The Role of Automation

Labeling radar data purely by hand is an extremely difficult task. Therefore, modern teams use an auto-labeling strategy where auxiliary algorithms do the bulk of the work.

The most popular method is using trained LiDAR-based models to generate initial boxes and classes for the radar. Since LiDAR sees the shape of an object much more clearly, it acts as a teacher. 

Additionally, automatic physics validation is actively used: for example, if a point is classified as a static tree but has a Doppler velocity of 100 km/h, the system will automatically flag this sample as an error. This approach allows the human annotator to simply check and correct AI results, speeding up the process tenfold.

FAQ

Why does the radar sometimes not see a stationary concrete block on the road?

This is due to the filtering of static objects. To avoid false alarms on every soda can or manhole cover, algorithms often ignore points with zero Doppler velocity, making the semantic segmentation of static obstacles a difficult task.
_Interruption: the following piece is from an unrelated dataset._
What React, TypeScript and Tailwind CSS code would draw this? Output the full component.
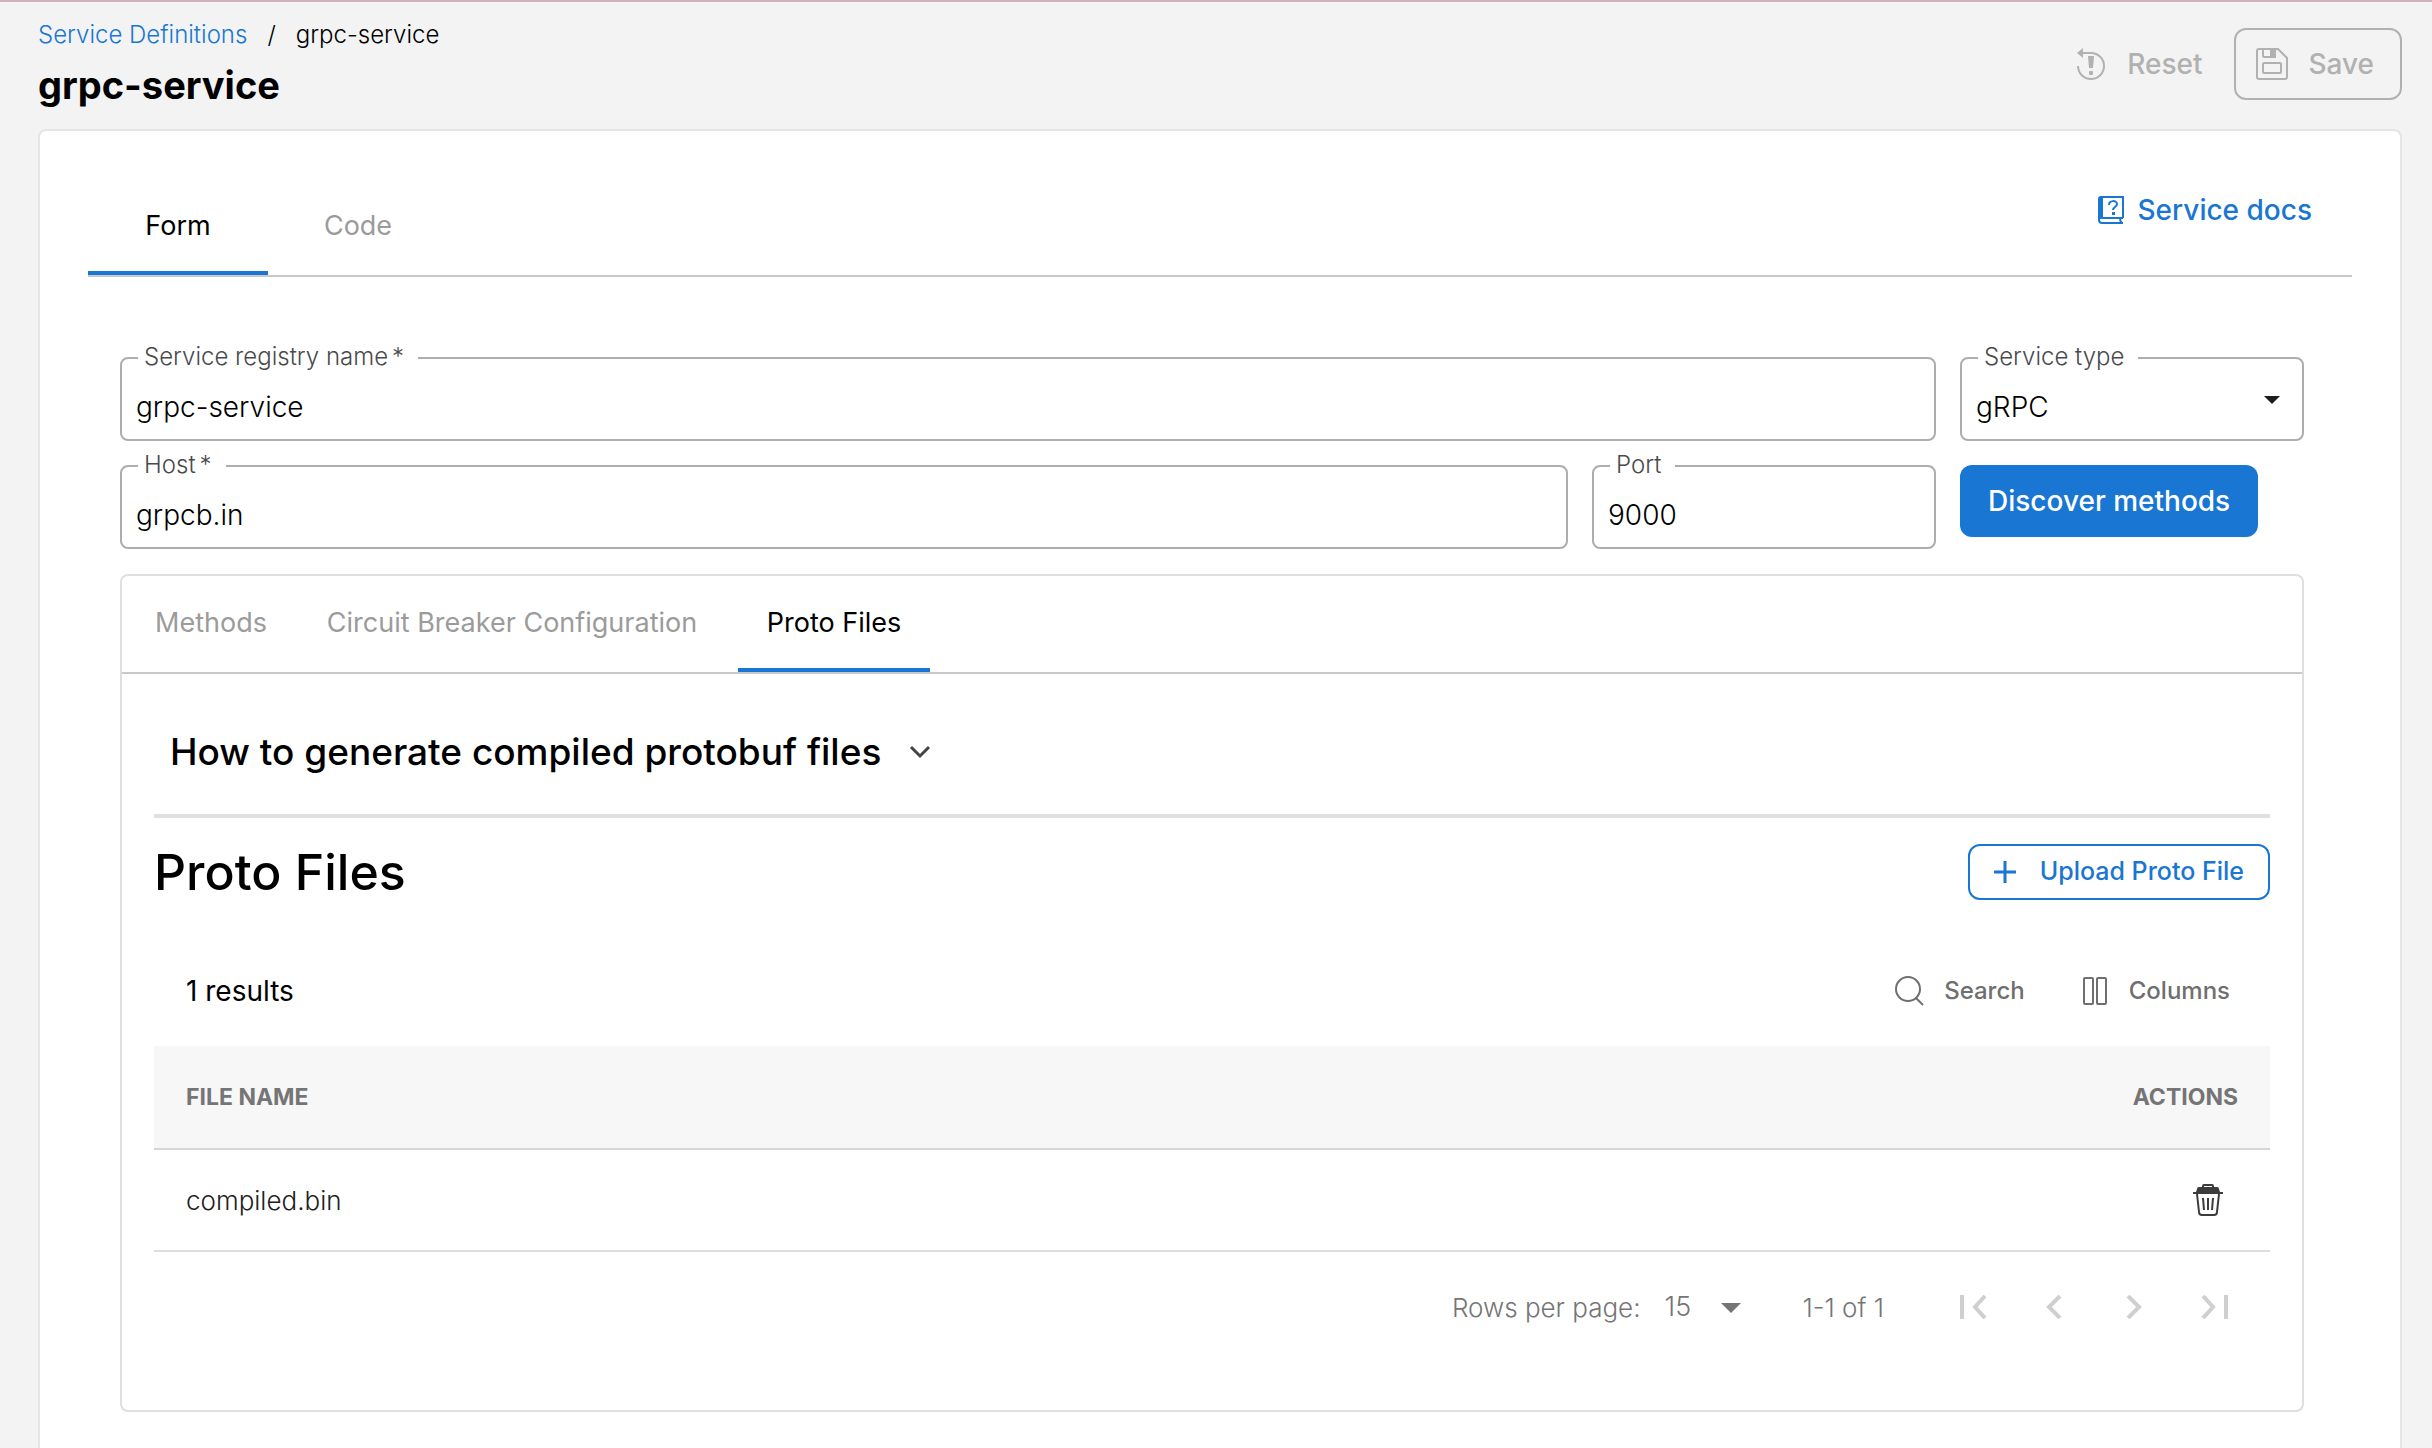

How does the radar's tilt angle affect the quality of the point cloud during labeling?

Radars are very sensitive to the angle of the beam: if an object's surface is at a sharp angle, the signal may simply not return to the sensor. In the annotation, this looks like part of the car disappearing.

How do micro-Doppler effects help distinguish a pedestrian from a cyclist?

Moving parts of an object create additional velocity fluctuations. These micro-signals allow annotators and models to accurately classify living objects even if their point cloud is very sparse.

What role does vertical resolution play in modern 4D radars?

Old radars were "flat" and saw the world in 2D, unable to tell a car under a bridge from the bridge itself. Modern 4D radars add a height coordinate, which is vital for annotation as it allows for separating objects in different vertical planes and avoiding phantom braking.